Seat-furniture of the same pattern was formerly at Swaines Hill Manor, Hampshire, and a sofa and pair of armchairs from this suite sold from the collection of The late Marjorie Wiggin Prescott, Belle Haven, Greenwich, CT, USA (illustrated R. Edwards, C. Claxton-Stevens and S.Whittington, 18th Century English Furniture The Norman Adams Collection, Woodbridge, 1983, pp. 38 & 39; Christie’s, New York, 31 January 1981, lot 354). The sofa was sold again, Christie's, London, 11 May - 1 June 2020, lot 108 (£10,000 including premium).

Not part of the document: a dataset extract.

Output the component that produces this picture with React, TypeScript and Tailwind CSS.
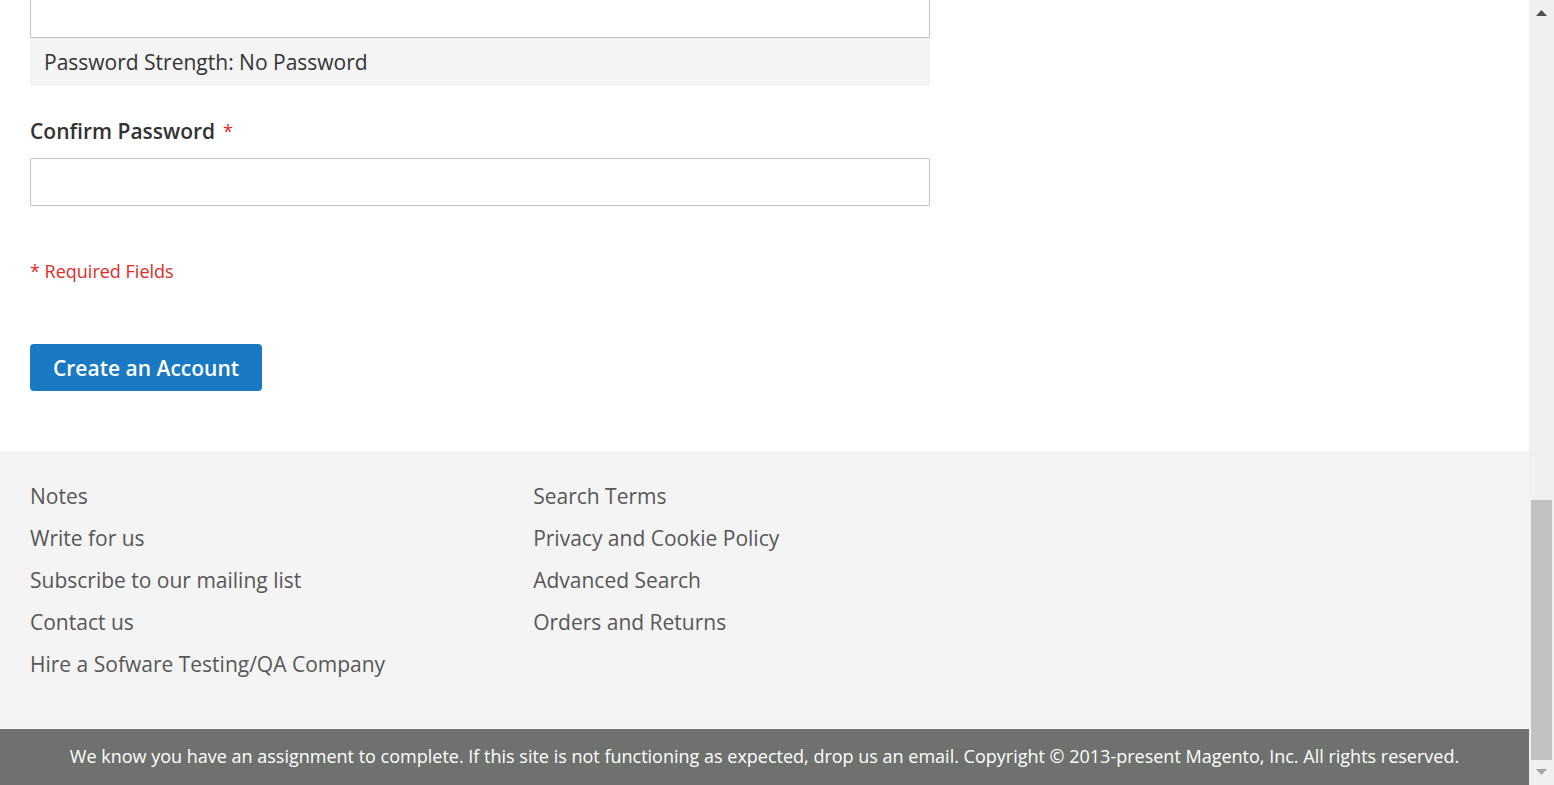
const primaryLinks = [
  'Notes',
  'Write for us',
  'Subscribe to our mailing list',
  'Contact us',
  'Hire a Sofware Testing/QA Company',
];

const secondaryLinks = [
  'Search Terms',
  'Privacy and Cookie Policy',
  'Advanced Search',
  'Orders and Returns',
];

function LinkList({ links }: { links: string[] }) {
  return (
    <ul className="flex flex-col gap-3">
      {links.map((label) => (
        <li key={label}>
          <a href="#" className="block text-[#575757] hover:underline">
            {label}
          </a>
        </li>
      ))}
    </ul>
  );
}

function AccountForm() {
  return (
    <form className="px-[30px] pb-[60px]" onSubmit={(event) => event.preventDefault()}>
      <div className="max-w-[900px]">
        <input
          type="password"
          aria-label="Password"
          className="block h-[38px] w-full rounded-b-[1px] border border-t-0 border-[#c2c2c2] bg-white px-3 outline-none"
        />
        <div className="bg-[#f4f4f4] px-[14px] py-[9px]" aria-live="polite">
          Password Strength: No Password
        </div>

        <label htmlFor="confirm-password" className="mt-[30px] flex items-center gap-2 font-semibold">
          Confirm Password
          <span className="text-lg font-normal text-[#e02b27]">*</span>
        </label>
        <input
          id="confirm-password"
          type="password"
          required
          className="mt-3 block h-12 w-full rounded-[1px] border border-[#c2c2c2] bg-white px-3 outline-none"
        />
      </div>

      <p className="mt-[50px] text-lg leading-[30px] text-[#e02b27]">* Required Fields</p>

      <button
        type="submit"
        className="mt-[58px] block rounded-[4px] bg-[#1979c3] px-[23px] pt-[9px] pb-2 font-semibold text-white"
      >
        Create an Account
      </button>
    </form>
  );
}

function ScrollRail() {
  return (
    <div className="flex w-[25px] shrink-0 flex-col items-center bg-[#f0f0f0]" aria-hidden="true">
      <svg className="h-[25px] w-[25px] shrink-0" viewBox="0 0 25 25">
        <path d="M7 16L12.5 10L18 16Z" fill="#505050" />
      </svg>
      <div className="grow-[475]" />
      <div className="w-[21px] grow-[260] bg-[#c1c1c1]" />
      <svg className="h-[25px] w-[25px] shrink-0" viewBox="0 0 25 25">
        <path d="M7 9L12.5 15L18 9Z" fill="#a3a3a3" />
      </svg>
    </div>
  );
}

export default function App() {
  return (
    <div className="flex min-h-screen bg-white font-['Open_Sans','Noto_Sans',sans-serif] text-[21px] leading-[30px] text-[#333333]">
      <div className="flex min-w-0 flex-1 flex-col">
        <main>
          <AccountForm />
        </main>
        <footer className="flex flex-1 flex-col">
          <nav className="flex flex-1 flex-wrap gap-x-[148px] bg-[#f4f4f4] px-[30px] pt-[30px] pb-[50px]">
            <LinkList links={primaryLinks} />
            <LinkList links={secondaryLinks} />
          </nav>
          <small className="block bg-[#6e716e] px-[30px] pt-3 pb-[14px] text-center text-lg leading-[30px] text-white">
            We know you have an assignment to complete. If this site is not functioning as expected, drop us an
            email. Copyright © 2013-present Magento, Inc. All rights reserved.
          </small>
        </footer>
      </div>
      <ScrollRail />
    </div>
  );
}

Armchairs of this model but with straight rather than serpentine front seat-rails include a set formerly at Browsholme Hall, Lancashire, sold Christie’s, London, 15 May 1958, lot 55 (four armchairs). These chairs were thought to have formed part of a suite of furniture introduced to the house by Edward Parker (d. 1794) following his inheritance of the estate in 1754. These chairs were later in the Leidesdorf Collection, sold Sotheby’s, London, 27 June 1974, lot 71 (four armchairs). Two pairs, possibly from the Browsholme suite, sold ‘Estate of Ogden Phipps’, Sotheby’s New York, 19 October 2002, lot 52 ($207,500 inc. premium) and lot 53 ($119,500 inc. premium); lot 53 sold again, Christie’s, New York, 21 June 2012, lot 1072 ($100,500).